[WHAT YOU SHOULD DO] Identify the lines that contain the word "this" and copy each one.

[DATASET CONTENT]
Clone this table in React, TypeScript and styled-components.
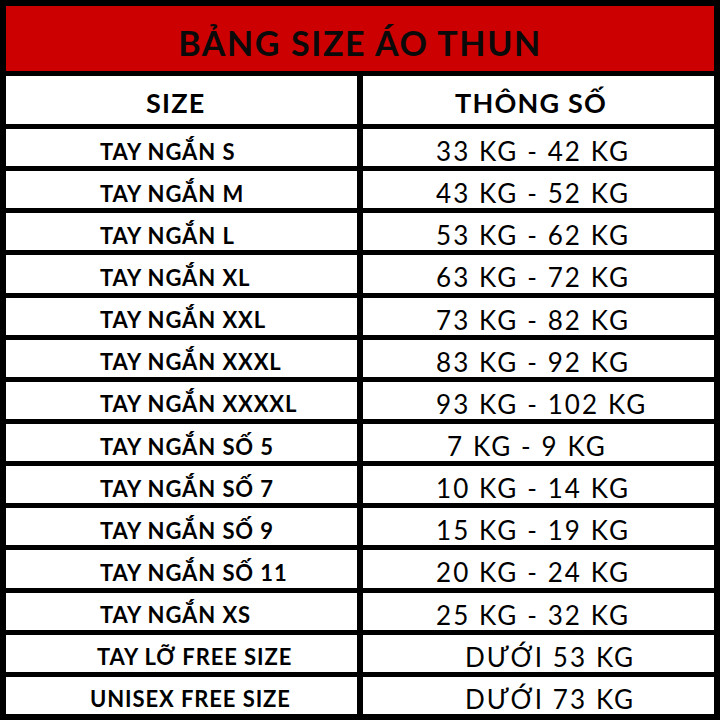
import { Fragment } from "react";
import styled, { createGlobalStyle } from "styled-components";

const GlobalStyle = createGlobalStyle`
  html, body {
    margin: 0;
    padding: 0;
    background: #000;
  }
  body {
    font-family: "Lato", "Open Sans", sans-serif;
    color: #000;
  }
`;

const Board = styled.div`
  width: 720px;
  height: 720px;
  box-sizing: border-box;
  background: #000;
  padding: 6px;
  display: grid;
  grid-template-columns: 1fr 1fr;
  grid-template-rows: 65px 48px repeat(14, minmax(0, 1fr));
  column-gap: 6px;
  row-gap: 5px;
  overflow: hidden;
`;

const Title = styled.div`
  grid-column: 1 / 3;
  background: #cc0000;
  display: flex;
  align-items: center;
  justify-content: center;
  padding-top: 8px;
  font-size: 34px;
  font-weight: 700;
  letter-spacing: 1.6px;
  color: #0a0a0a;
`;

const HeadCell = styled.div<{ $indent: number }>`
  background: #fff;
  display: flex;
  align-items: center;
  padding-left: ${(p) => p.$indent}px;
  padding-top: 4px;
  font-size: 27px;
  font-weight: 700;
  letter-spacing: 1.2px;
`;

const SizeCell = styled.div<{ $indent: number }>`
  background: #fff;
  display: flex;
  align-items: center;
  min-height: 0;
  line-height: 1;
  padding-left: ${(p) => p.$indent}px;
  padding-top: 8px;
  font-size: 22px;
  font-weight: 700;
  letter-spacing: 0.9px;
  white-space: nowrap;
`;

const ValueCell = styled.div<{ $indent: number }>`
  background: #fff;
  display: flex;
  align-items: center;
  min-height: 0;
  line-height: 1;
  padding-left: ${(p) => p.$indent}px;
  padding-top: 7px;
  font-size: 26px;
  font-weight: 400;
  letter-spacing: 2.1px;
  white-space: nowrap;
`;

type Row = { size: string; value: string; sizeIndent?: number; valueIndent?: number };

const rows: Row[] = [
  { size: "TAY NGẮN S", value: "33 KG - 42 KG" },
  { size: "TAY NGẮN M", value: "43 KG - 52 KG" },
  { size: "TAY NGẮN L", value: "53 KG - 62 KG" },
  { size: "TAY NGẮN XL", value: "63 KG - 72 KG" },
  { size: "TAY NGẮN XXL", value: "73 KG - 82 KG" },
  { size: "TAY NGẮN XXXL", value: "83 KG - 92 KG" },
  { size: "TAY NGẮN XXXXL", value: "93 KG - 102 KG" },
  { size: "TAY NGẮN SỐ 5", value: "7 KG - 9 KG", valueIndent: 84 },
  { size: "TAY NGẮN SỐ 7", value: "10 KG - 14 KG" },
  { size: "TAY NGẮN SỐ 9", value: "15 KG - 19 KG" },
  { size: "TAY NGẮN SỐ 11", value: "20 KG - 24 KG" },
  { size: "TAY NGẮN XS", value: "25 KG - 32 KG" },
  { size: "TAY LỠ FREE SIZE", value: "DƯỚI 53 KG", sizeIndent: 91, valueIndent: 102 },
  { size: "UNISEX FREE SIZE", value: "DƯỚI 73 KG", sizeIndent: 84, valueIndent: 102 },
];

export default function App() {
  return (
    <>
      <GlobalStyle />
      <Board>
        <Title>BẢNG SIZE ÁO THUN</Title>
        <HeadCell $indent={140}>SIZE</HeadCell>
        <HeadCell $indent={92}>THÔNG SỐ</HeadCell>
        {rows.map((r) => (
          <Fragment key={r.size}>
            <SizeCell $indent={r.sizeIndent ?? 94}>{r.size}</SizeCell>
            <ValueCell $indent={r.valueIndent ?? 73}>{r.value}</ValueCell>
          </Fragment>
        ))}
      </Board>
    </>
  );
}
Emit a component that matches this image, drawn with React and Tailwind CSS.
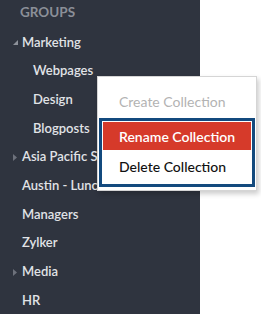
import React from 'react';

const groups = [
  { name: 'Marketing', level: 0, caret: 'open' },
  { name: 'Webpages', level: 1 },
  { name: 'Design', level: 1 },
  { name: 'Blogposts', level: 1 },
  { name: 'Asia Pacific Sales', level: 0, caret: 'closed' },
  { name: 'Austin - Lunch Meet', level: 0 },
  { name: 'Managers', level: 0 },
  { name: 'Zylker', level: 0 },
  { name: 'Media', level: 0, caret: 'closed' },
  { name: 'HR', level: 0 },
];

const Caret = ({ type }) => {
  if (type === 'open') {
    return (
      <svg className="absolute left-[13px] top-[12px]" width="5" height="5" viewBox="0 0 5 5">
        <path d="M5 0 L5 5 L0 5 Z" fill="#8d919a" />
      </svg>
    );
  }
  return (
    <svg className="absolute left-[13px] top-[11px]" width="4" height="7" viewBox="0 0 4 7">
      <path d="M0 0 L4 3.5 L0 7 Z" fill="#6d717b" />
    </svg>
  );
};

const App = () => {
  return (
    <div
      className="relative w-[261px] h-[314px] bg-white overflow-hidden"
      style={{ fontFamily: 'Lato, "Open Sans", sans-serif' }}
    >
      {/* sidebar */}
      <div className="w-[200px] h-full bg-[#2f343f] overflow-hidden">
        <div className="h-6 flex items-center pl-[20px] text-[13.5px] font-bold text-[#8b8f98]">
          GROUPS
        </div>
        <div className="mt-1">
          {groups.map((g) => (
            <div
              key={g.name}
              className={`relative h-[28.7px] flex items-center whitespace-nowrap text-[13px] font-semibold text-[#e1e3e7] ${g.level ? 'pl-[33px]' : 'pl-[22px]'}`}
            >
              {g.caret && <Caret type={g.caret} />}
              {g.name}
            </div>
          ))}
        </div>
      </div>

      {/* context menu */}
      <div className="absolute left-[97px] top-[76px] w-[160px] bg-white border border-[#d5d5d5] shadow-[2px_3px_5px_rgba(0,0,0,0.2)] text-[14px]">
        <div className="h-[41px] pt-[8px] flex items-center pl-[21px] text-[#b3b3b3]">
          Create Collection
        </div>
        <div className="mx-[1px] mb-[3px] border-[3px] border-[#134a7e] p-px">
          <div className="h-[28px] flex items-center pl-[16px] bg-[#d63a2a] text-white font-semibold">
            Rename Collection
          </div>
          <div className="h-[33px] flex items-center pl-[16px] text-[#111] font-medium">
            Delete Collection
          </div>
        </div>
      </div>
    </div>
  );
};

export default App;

[SOLUTION]
Clone this table in React, TypeScript and styled-components.
Emit a component that matches this image, drawn with React and Tailwind CSS.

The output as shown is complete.